Route 27, Pine Ridge Reservation, August 4th 2006 11 p.m. Mountain Time.
The stars are crisper here than most places I’ve seen. I watch the blackness that covers ramblers, and rusty cars flit past the car windows. The darkness deepens; my eyelids fall…
“Hey, you guys have to stay awake and keep your eyes out for cows!” my mom reminds my uncle and me.
We’ve discovered, while driving the route between Rapid City and Kyle during daylight hours, that rarely do fences on cattle ranches do much good on the rez. The animals wander between the road and the pasture indiscriminately, as if they own the land.
Perhaps they do.
It feels strange to be back here. A little over two years ago, my mom and I came with a youth mission group to do repair work and improvements on the church. Although we are here now primarily to study Lakota culture and rez life, not to address poverty issues, I realize that the more I learn, the more I know I cannot ignore the needs of those living here.
We have come to visit Fr. Francis Apple, a Lakota man and rector of the Wi Wicahpi (Sun Star) Anglican Church in Kyle. Over the course of a weekend, we would visit health care facilities, a Wacipi (Pow-wow), a WiWacipi (Sundance), and a Sunday service at Wi Wicahpi. At some point that weekend, Fr. Apple draws me a diagram of a prayer method based on the Cangleska Wakan (medicine wh
eel). A quartered circle contains four items: cosmology, the two-legged animals, the four-legged animals, and the winged animals. In this method, we (the two-leggeds) are only one item in a prayer for the entire universe. We are not above creation, and we do not own it, any more than the cattle on Pine Ridge. We are part of it.The next day, as I sit under the arbor of a WiWacipi ring, mystified by this foreign way of worship, I attempt to observe the ceremony. What truly demands my attention, however, is the sense of accord: with those around me, with a history that is not my own, with the earth I sit on and the life in the forest around me, but most of all with my Creator. In truth, I have hit on something perhaps a bit unexpected: the presence of the Lord’s Spirit. I know, then, that however strange the WiWacipi might be to me, it is truly worship, and demands my respect.
It would later occur to me that through these experiences, the Lord was pushing me to see myself as a part of something, a greater whole: that I am not just God’s child, but also a part of His kingdom. I cannot separate myself from the rest of humanity, no matter how foreign to me, for they are my kin. In email correspondence, for instance, I frequently address Fr. Apple as Tunkasila, or Grandfather.

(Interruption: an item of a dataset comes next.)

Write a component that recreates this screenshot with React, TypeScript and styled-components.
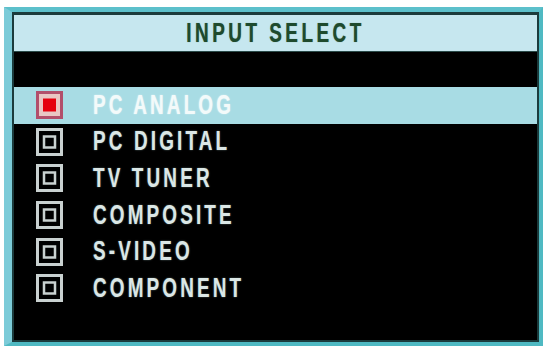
import styled, { createGlobalStyle } from 'styled-components';

const GlobalStyle = createGlobalStyle`
  html, body {
    margin: 0;
    padding: 0;
    background: #ffffff;
  }
  body {
    width: 545px;
    height: 348px;
    overflow: hidden;
  }
`

const sources = ['PC ANALOG', 'PC DIGITAL', 'TV TUNER', 'COMPOSITE', 'S-VIDEO', 'COMPONENT'];
const selected = 0;

const CheckIcon = ({ active }: { active: boolean }) => (
  active ? (
    <svg width="27" height="28" viewBox="0 0 27 28">
      <rect x="1.5" y="1.5" width="24" height="25" fill="#e9c6c4" stroke="#b24f6b" strokeWidth="3" />
      <rect x="7" y="7.5" width="13" height="13" fill="#e5000e" />
    </svg>
  ) : (
    <svg width="27" height="28" viewBox="0 0 27 28">
      <rect x="1.5" y="1.5" width="24" height="25" fill="#000" stroke="#c9d1d0" strokeWidth="3" />
      <rect x="8" y="8.5" width="11" height="11" fill="#000" stroke="#c9d1d0" strokeWidth="2.5" />
    </svg>
  )
)

const App = () => {
  return (
    <>
      <GlobalStyle />
      <Frame>
        <Screen>
          <Header>
            <HeaderText>INPUT SELECT</HeaderText>
          </Header>
          <Spacer />
          <List>
            {sources.map((name, i) => (
              <Row key={name} $active={i === selected}>
                <CheckIcon active={i === selected} />
                <Label $active={i === selected}>{name}</Label>
              </Row>
            ))}
          </List>
        </Screen>
      </Frame>
    </>
  )
}

export default App

const Frame = styled.div`
  margin: 7px 0 0 4px;
  width: 539px;
  height: 339px;
  box-sizing: border-box;
  border-style: solid;
  border-color: #4fb9c2;
  border-width: 5px 4px 4px 8px;
  border-left-color: #7ccbd8;
  border-top-color: #5cc0cb;
  background: #1b3b3c;
  padding: 3px 2px 2px 2px;
  display: flex;
`
const Screen = styled.div`
  flex: 1;
  background: #000;
  display: flex;
  flex-direction: column;
  overflow: hidden;
`
const Header = styled.div`
  height: 37px;
  background: #c6e7ef;
  border-bottom: 1px solid #2a4a48;
  box-sizing: border-box;
  display: flex;
  align-items: center;
  justify-content: center;
`
const HeaderText = styled.span`
  font-family: "Liberation Sans", Arial, sans-serif;
  font-weight: 700;
  font-size: 27px;
  letter-spacing: 5px;
  color: #1e4a2d;
  text-shadow: 0 0 1px rgba(30, 74, 45, 0.6);
  display: inline-block;
  transform: scaleX(0.7);
  transform-origin: center;
  line-height: 1;
`
const Spacer = styled.div`
  height: 35px;
`
const List = styled.div`
  display: flex;
  flex-direction: column;
`
const Row = styled.div<{ $active: boolean }>`
  height: 36.6px;
  display: flex;
  align-items: center;
  padding-left: 22px;
  gap: 30px;
  background: ${p => p.$active ? '#a8dce4' : 'transparent'};
`
const Label = styled.span<{ $active: boolean }>`
  font-family: "Liberation Sans", Arial, sans-serif;
  font-weight: 700;
  font-size: 27px;
  letter-spacing: 4.5px;
  color: ${p => p.$active ? '#f3fafa' : '#dbe7e6'};
  text-shadow: 0 0 2px ${p => p.$active ? 'rgba(255,255,255,0.6)' : 'rgba(160,200,200,0.6)'};
  display: inline-block;
  transform: scaleX(0.7);
  transform-origin: left center;
  line-height: 1;
`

Just as relatives share with one another, the gifts that the Lord has given us on this earth are not ours to own, nor to keep for ourselves. I have reached the decision that if I treat the Lakota of Pine Ridge as my relatives, I cannot ignore their needs. To know the impoverished in this way is to know that one must serve them. Therefore, I frequently tell myself that my possessions, my money, my ability to hold a job and put food on the table—these things are not and never were truly mine. They are on loan from the poor.